The contrarians are hitting back hard. They are tired of the constant rotation of multi-man tags that feel like they were scribbled on a cocktail napkin five minutes before the cameras rolled. As recent reports suggest, the card is packed with filler, and the audience is starting to notice. When your main event feels like a Thursday dark match rather than a marquee Saturday draw, you have a problem with your production philosophy.
The fatal flaw in the booking
My take? The issue isn't the roster; it's the insistence on high-octane workrate as a substitute for character development. You can have a 30-minute iron man match between two legends, but if the audience doesn't know—or care—why they’re fighting, you’re just spinning your wheels in the mud. Wrestling is a soap opera that happens to have a functioning ring. When you forget the soap, the ring becomes a lonely place.

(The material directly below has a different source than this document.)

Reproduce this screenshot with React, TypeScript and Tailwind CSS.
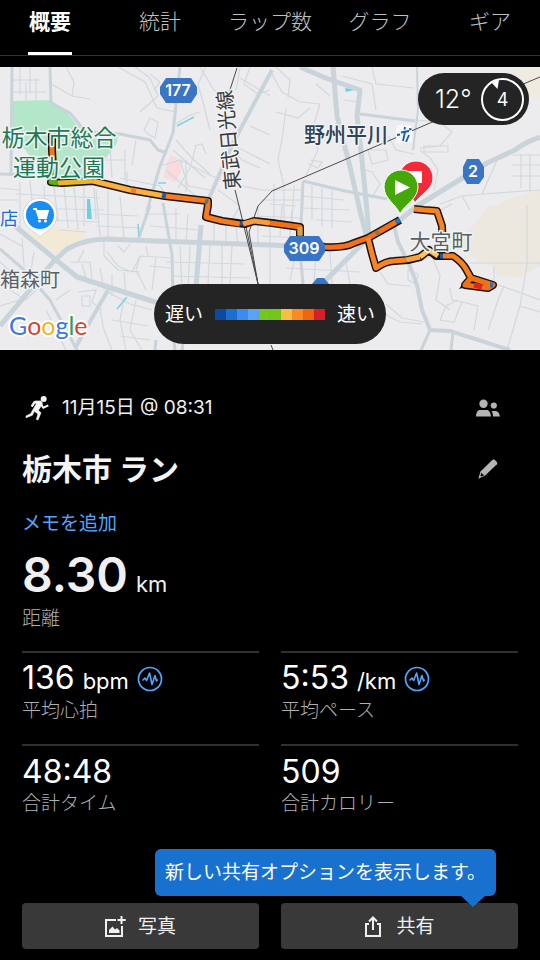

We saw the same issue last autumn when the show felt directionless. Booking for 'cool' spots is a strategy that works for a highlight reel, but it fails to build a sustainable television product. If the match rating is 4.5 stars but the viewership is stagnant, you aren't doing your job. Wrestling is not a gymnastics competition. It’s a drama that uses violence as a punctuation mark, not the entire sentence.
Looking at the glass half empty
Let's be critical for a second. The lack of a clear, overarching vision for Saturday nights is actually hurting the brand. It feels like a dumping ground for talent who didn't make the cut for Dynamite rather than a secondary brand that possesses its own identity. If Tony Khan isn't careful, he’s going to alienate the people who actually pay for the tickets.
Sure, the sequences are crisp, the selling is solid, and the kicks land with authority. But if I wanted a loop of crisp athletic maneuvers without context, I’d watch a training reel on YouTube. I want a reason to stay glued to the screen for a 3-hour broadcast. Right now, Collision is offering me a lot of cardio and very little catharsis.
The skepticism is rising because we’ve seen this movie before. The initial novelty of a second show has worn off, and the reality of weekly television is slapping the office across the face. They need to fix the pacing or they are going to lose the audience that actually cares about the characters rather than just the move sequence. It’s time to stop coasting on the goodwill of the internet and start building a real, grounded product that matters.